» **Written task**
Your job is to retype all of the data word for word, leaving every image out.

# Provided material start

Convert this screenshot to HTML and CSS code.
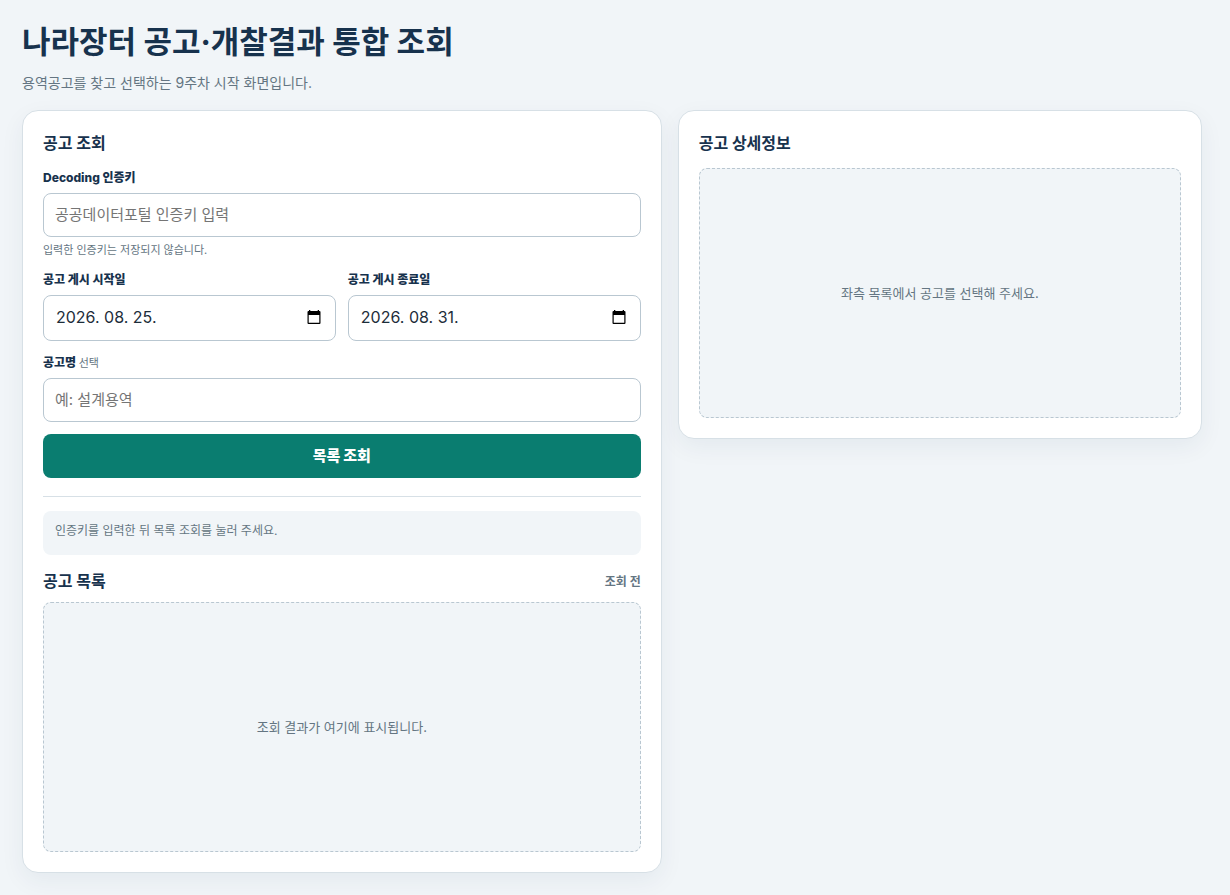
FILE: index.html
```html
<!DOCTYPE html>
<html lang="ko">
<head>
<meta charset="utf-8">
<meta name="viewport" content="width=device-width, initial-scale=1">
<title>나라장터 공고·개찰결과 통합 조회</title>
<link rel="stylesheet" href="styles.css">
</head>
<body>
<div class="page">
  <header class="page-header">
    <h1 class="title">나라장터 공고·개찰결과 통합 조회</h1>
    <p class="subtitle">용역공고를 찾고 선택하는 9주차 시작 화면입니다.</p>
  </header>
  <main class="columns">
    <section class="card">
      <h2 class="card-title">공고 조회</h2>
      <form class="search">
        <div class="field">
          <label class="label" for="key">Decoding 인증키</label>
          <input class="control" id="key" type="text" placeholder="공공데이터포털 인증키 입력">
          <small class="hint">입력한 인증키는 저장되지 않습니다.</small>
        </div>
        <div class="dates">
          <div class="field">
            <label class="label" for="start">공고 게시 시작일</label>
            <div class="date">
              <input class="date-input" id="start" type="text" value="2026. 08. 25.">
              <button class="date-button" type="button" aria-label="시작일 달력 열기">
                <svg class="calendar" viewBox="0 0 16 16"><path fill="currentColor" d="M3 1h1.300v1h7.400V1H13v1h.5a1 1 0 0 1 1 1v11a1 1 0 0 1-1 1h-11a1 1 0 0 1-1-1V3a1 1 0 0 1 1-1H3zM2.700 6v7.800h10.600V6z"/></svg>
              </button>
            </div>
          </div>
          <div class="field">
            <label class="label" for="end">공고 게시 종료일</label>
            <div class="date">
              <input class="date-input" id="end" type="text" value="2026. 08. 31.">
              <button class="date-button" type="button" aria-label="종료일 달력 열기">
                <svg class="calendar" viewBox="0 0 16 16"><path fill="currentColor" d="M3 1h1.300v1h7.400V1H13v1h.5a1 1 0 0 1 1 1v11a1 1 0 0 1-1 1h-11a1 1 0 0 1-1-1V3a1 1 0 0 1 1-1H3zM2.700 6v7.800h10.600V6z"/></svg>
              </button>
            </div>
          </div>
        </div>
        <div class="field">
          <label class="label" for="name">공고명 <span class="optional">선택</span></label>
          <input class="control" id="name" type="text" placeholder="예: 설계용역">
        </div>
        <button class="submit" type="button">목록 조회</button>
      </form>
      <div class="results">
        <p class="status">인증키를 입력한 뒤 목록 조회를 눌러 주세요.</p>
        <div class="list-head">
          <h2 class="list-title">공고 목록</h2>
          <span class="count">조회 전</span>
        </div>
        <div class="empty">조회 결과가 여기에 표시됩니다.</div>
      </div>
    </section>
    <section class="card">
      <h2 class="card-title">공고 상세정보</h2>
      <div class="empty">좌측 목록에서 공고를 선택해 주세요.</div>
    </section>
  </main>
</div>
</body>
</html>
```
FILE: styles.css
```css
* { box-sizing: border-box; }

body {
  margin: 0;
  background: #f1f5f8;
  color: #17324d;
  font-family: Inter, "Noto Sans CJK KR", sans-serif;
}

h1, h2, p { margin: 0; }

input, button { font: inherit; color: inherit; }

.page { padding: 20px 28px 22px 22px; }

.page-header {
  display: grid;
  gap: 8px;
  margin-bottom: 16px;
}

.title {
  font-size: 31px;
  line-height: 44px;
  font-weight: 700;
}

.subtitle {
  color: #647582;
  font-size: 14px;
  line-height: 22px;
}

.columns {
  display: grid;
  grid-template-columns: 1.22fr 1fr;
  gap: 16px;
  align-items: start;
}

.card {
  padding: 20px;
  border: 1px solid #d7e0e6;
  border-radius: 16px;
  background: #fff;
  box-shadow: 0 8px 24px rgba(24, 50, 78, 0.06);
}

.card-title, .list-title {
  font-size: 16px;
  line-height: 24px;
  font-weight: 700;
}

.card-title { margin-bottom: 13px; }

.search {
  display: grid;
  gap: 12px;
  padding-bottom: 18px;
  border-bottom: 1px solid #d7e0e6;
}

.field {
  display: grid;
  gap: 6px;
}

.label {
  font-size: 12px;
  line-height: 19px;
  font-weight: 800;
}

.optional {
  color: #647582;
  font-size: 11px;
  line-height: 1;
  font-weight: 400;
}

.control, .date {
  width: 100%;
  border: 1px solid #b9c7d1;
  border-radius: 8px;
  background: #fff;
}

.control {
  height: 44px;
  padding: 0 11px 2px;
  font-size: 15px;
}

.control::placeholder {
  color: #757575;
  opacity: 1;
}

.hint {
  color: #647582;
  font-size: 11px;
  line-height: 15px;
}

.dates {
  display: grid;
  grid-template-columns: 1fr 1fr;
  gap: 12px;
}

.date {
  display: flex;
  align-items: center;
  height: 46px;
  padding: 0 13px 2px 12px;
}

.date-input {
  flex: 1;
  min-width: 0;
  padding: 0;
  border: 0;
  background: none;
  color: #1d2d3a;
  font-size: 16px;
}

.date-button {
  display: flex;
  padding: 0;
  border: 0;
  background: none;
  color: #000;
}

.calendar {
  width: 16px;
  height: 16px;
}

.submit {
  height: 44px;
  padding: 0 12px 4px;
  border: 0;
  border-radius: 8px;
  background: #0a7d70;
  color: #fff;
  font-size: 15px;
  font-weight: 900;
}

.results { padding-top: 14px; }

.status {
  min-height: 44px;
  padding: 10px 12px;
  border-radius: 8px;
  background: #f1f5f8;
  color: #647582;
  font-size: 12px;
  line-height: 19px;
}

.list-head {
  display: flex;
  align-items: center;
  justify-content: space-between;
  margin: 14px 0 9px;
}

.count {
  color: #647582;
  font-size: 12px;
  line-height: 19px;
  font-weight: 700;
}

.empty {
  display: grid;
  place-items: center;
  min-height: 250px;
  padding: 20px;
  border: 1px dashed #b9c7d1;
  border-radius: 8px;
  background: #f1f5f8;
  color: #647582;
  font-size: 13px;
  line-height: 19px;
  text-align: center;
}
```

# Provided material end

» **The output**
Convert this screenshot to HTML and CSS code.
FILE: index.html
```html
<!DOCTYPE html>
<html lang="ko">
<head>
<meta charset="utf-8">
<meta name="viewport" content="width=device-width, initial-scale=1">
<title>나라장터 공고·개찰결과 통합 조회</title>
<link rel="stylesheet" href="styles.css">
</head>
<body>
<div class="page">
  <header class="page-header">
    <h1 class="title">나라장터 공고·개찰결과 통합 조회</h1>
    <p class="subtitle">용역공고를 찾고 선택하는 9주차 시작 화면입니다.</p>
  </header>
  <main class="columns">
    <section class="card">
      <h2 class="card-title">공고 조회</h2>
      <form class="search">
        <div class="field">
          <label class="label" for="key">Decoding 인증키</label>
          <input class="control" id="key" type="text" placeholder="공공데이터포털 인증키 입력">
          <small class="hint">입력한 인증키는 저장되지 않습니다.</small>
        </div>
        <div class="dates">
          <div class="field">
            <label class="label" for="start">공고 게시 시작일</label>
            <div class="date">
              <input class="date-input" id="start" type="text" value="2026. 08. 25.">
              <button class="date-button" type="button" aria-label="시작일 달력 열기">
                <svg class="calendar" viewBox="0 0 16 16"><path fill="currentColor" d="M3 1h1.300v1h7.400V1H13v1h.5a1 1 0 0 1 1 1v11a1 1 0 0 1-1 1h-11a1 1 0 0 1-1-1V3a1 1 0 0 1 1-1H3zM2.700 6v7.800h10.600V6z"/></svg>
              </button>
            </div>
          </div>
          <div class="field">
            <label class="label" for="end">공고 게시 종료일</label>
            <div class="date">
              <input class="date-input" id="end" type="text" value="2026. 08. 31.">
              <button class="date-button" type="button" aria-label="종료일 달력 열기">
                <svg class="calendar" viewBox="0 0 16 16"><path fill="currentColor" d="M3 1h1.300v1h7.400V1H13v1h.5a1 1 0 0 1 1 1v11a1 1 0 0 1-1 1h-11a1 1 0 0 1-1-1V3a1 1 0 0 1 1-1H3zM2.700 6v7.800h10.600V6z"/></svg>
              </button>
            </div>
          </div>
        </div>
        <div class="field">
          <label class="label" for="name">공고명 <span class="optional">선택</span></label>
          <input class="control" id="name" type="text" placeholder="예: 설계용역">
        </div>
        <button class="submit" type="button">목록 조회</button>
      </form>
      <div class="results">
        <p class="status">인증키를 입력한 뒤 목록 조회를 눌러 주세요.</p>
        <div class="list-head">
          <h2 class="list-title">공고 목록</h2>
          <span class="count">조회 전</span>
        </div>
        <div class="empty">조회 결과가 여기에 표시됩니다.</div>
      </div>
    </section>
    <section class="card">
      <h2 class="card-title">공고 상세정보</h2>
      <div class="empty">좌측 목록에서 공고를 선택해 주세요.</div>
    </section>
  </main>
</div>
</body>
</html>
```
FILE: styles.css
```css
* { box-sizing: border-box; }

body {
  margin: 0;
  background: #f1f5f8;
  color: #17324d;
  font-family: Inter, "Noto Sans CJK KR", sans-serif;
}

h1, h2, p { margin: 0; }

input, button { font: inherit; color: inherit; }

.page { padding: 20px 28px 22px 22px; }

.page-header {
  display: grid;
  gap: 8px;
  margin-bottom: 16px;
}

.title {
  font-size: 31px;
  line-height: 44px;
  font-weight: 700;
}

.subtitle {
  color: #647582;
  font-size: 14px;
  line-height: 22px;
}

.columns {
  display: grid;
  grid-template-columns: 1.22fr 1fr;
  gap: 16px;
  align-items: start;
}

.card {
  padding: 20px;
  border: 1px solid #d7e0e6;
  border-radius: 16px;
  background: #fff;
  box-shadow: 0 8px 24px rgba(24, 50, 78, 0.06);
}

.card-title, .list-title {
  font-size: 16px;
  line-height: 24px;
  font-weight: 700;
}

.card-title { margin-bottom: 13px; }

.search {
  display: grid;
  gap: 12px;
  padding-bottom: 18px;
  border-bottom: 1px solid #d7e0e6;
}

.field {
  display: grid;
  gap: 6px;
}

.label {
  font-size: 12px;
  line-height: 19px;
  font-weight: 800;
}

.optional {
  color: #647582;
  font-size: 11px;
  line-height: 1;
  font-weight: 400;
}

.control, .date {
  width: 100%;
  border: 1px solid #b9c7d1;
  border-radius: 8px;
  background: #fff;
}

.control {
  height: 44px;
  padding: 0 11px 2px;
  font-size: 15px;
}

.control::placeholder {
  color: #757575;
  opacity: 1;
}

.hint {
  color: #647582;
  font-size: 11px;
  line-height: 15px;
}

.dates {
  display: grid;
  grid-template-columns: 1fr 1fr;
  gap: 12px;
}

.date {
  display: flex;
  align-items: center;
  height: 46px;
  padding: 0 13px 2px 12px;
}

.date-input {
  flex: 1;
  min-width: 0;
  padding: 0;
  border: 0;
  background: none;
  color: #1d2d3a;
  font-size: 16px;
}

.date-button {
  display: flex;
  padding: 0;
  border: 0;
  background: none;
  color: #000;
}

.calendar {
  width: 16px;
  height: 16px;
}

.submit {
  height: 44px;
  padding: 0 12px 4px;
  border: 0;
  border-radius: 8px;
  background: #0a7d70;
  color: #fff;
  font-size: 15px;
  font-weight: 900;
}

.results { padding-top: 14px; }

.status {
  min-height: 44px;
  padding: 10px 12px;
  border-radius: 8px;
  background: #f1f5f8;
  color: #647582;
  font-size: 12px;
  line-height: 19px;
}

.list-head {
  display: flex;
  align-items: center;
  justify-content: space-between;
  margin: 14px 0 9px;
}

.count {
  color: #647582;
  font-size: 12px;
  line-height: 19px;
  font-weight: 700;
}

.empty {
  display: grid;
  place-items: center;
  min-height: 250px;
  padding: 20px;
  border: 1px dashed #b9c7d1;
  border-radius: 8px;
  background: #f1f5f8;
  color: #647582;
  font-size: 13px;
  line-height: 19px;
  text-align: center;
}
```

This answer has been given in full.